# 太夸张了吧?



## ThomasNeo

Can someone please tell me what this means in the following context? I'm a bit lost.

A: 你明天要去机场接他吗?
B: 我干嘛要去接他?
B: 太夸张了吧?

Thanks so much!


----------



## Lucia_zwl

A: Are you going to pick him up at the airport?
B: Why shall I pick him up? 
    That would be too exaggerate!/ That's unnecessary!/ It's none of my business!

Obviously, B doesn't want to pick up that person. Maybe B doesn't even want to see that person at all.


----------



## ThomasNeo

Thanks for your help, but those phrases you gave doesn't quite fit into the context.

The guy called her to say he wanted to meet her at the airport. He's flying back from overseas.
The girl is angry he went without telling her, but she still likes him.
This part is where she's still being angry and her sister is telling her to go meet him.
She's mostly speaking in 反话.

This is as much as I could understand.


----------



## xiaolijie

Lucia is is correct from the *context that can be gathered in post #1*, and I think you're correct from *the situational context that only you knew about*.


----------



## ThomasNeo

Actually, the context I gave in my first post is more than sufficient.
But because the phrases she gave are too way off, I thought I give a bit more context to make it clearer. *so much for asking nicely*

"That's unnecessary!" would be 不必了, 不用了, 大可不必, etc
"It's none of my business!" would be 不关我的事, 关我什么事, etc

I acknowledge my standard of Mandarin is not up to a native, but I do know enough to tell whether it's right or not.
Thanks for your help so far, but this isn't what I was looking for.


----------



## richwarm

ThomasNeo, are you sure the third line is spoken by B, the same person who spoke line 2? 
If so, then why do you split her words into two separate, successive lines, both labelled "B:",
rather than a single line, like this --- B: 我干嘛要去接他? 太夸张了吧? 

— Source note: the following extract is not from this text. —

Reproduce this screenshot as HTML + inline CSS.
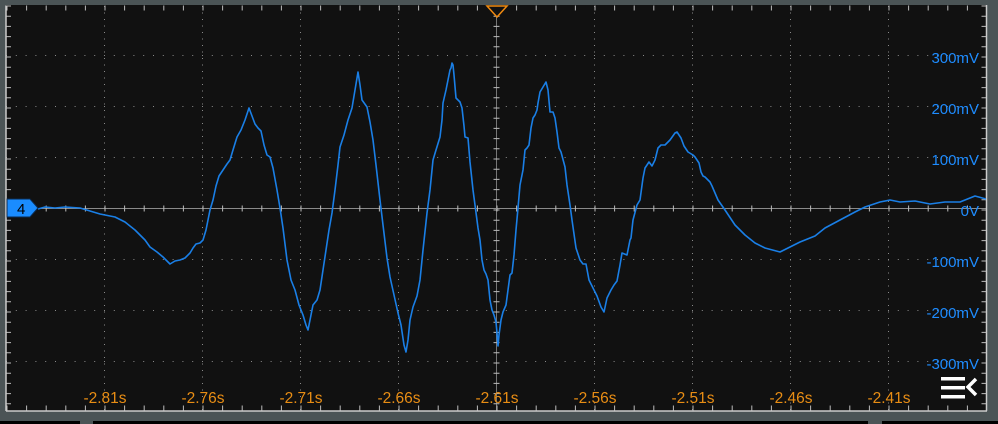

Original dialogue, as quoted:
A: 你明天要去机场接他吗?
B: 我干嘛要去接他?
B: 太夸张了吧?

Is it possible that the third line is in fact spoken by A (the sister)?


----------



## ThomasNeo

Thanks, richwarm, for asking.

That is the way how I usually write - one sentence per line.


----------



## richwarm

Well, I could make sense of it if the third line were spoken by the sister (A), 
but if it was spoken by the B (the girl who is angry at the guy), 
then I'm not sure there is enough context to determine what she means by "太夸张了吧?" 
That question literally means pretty much what Lucia said: "Surely that's a bit exaggerated (over the top)!"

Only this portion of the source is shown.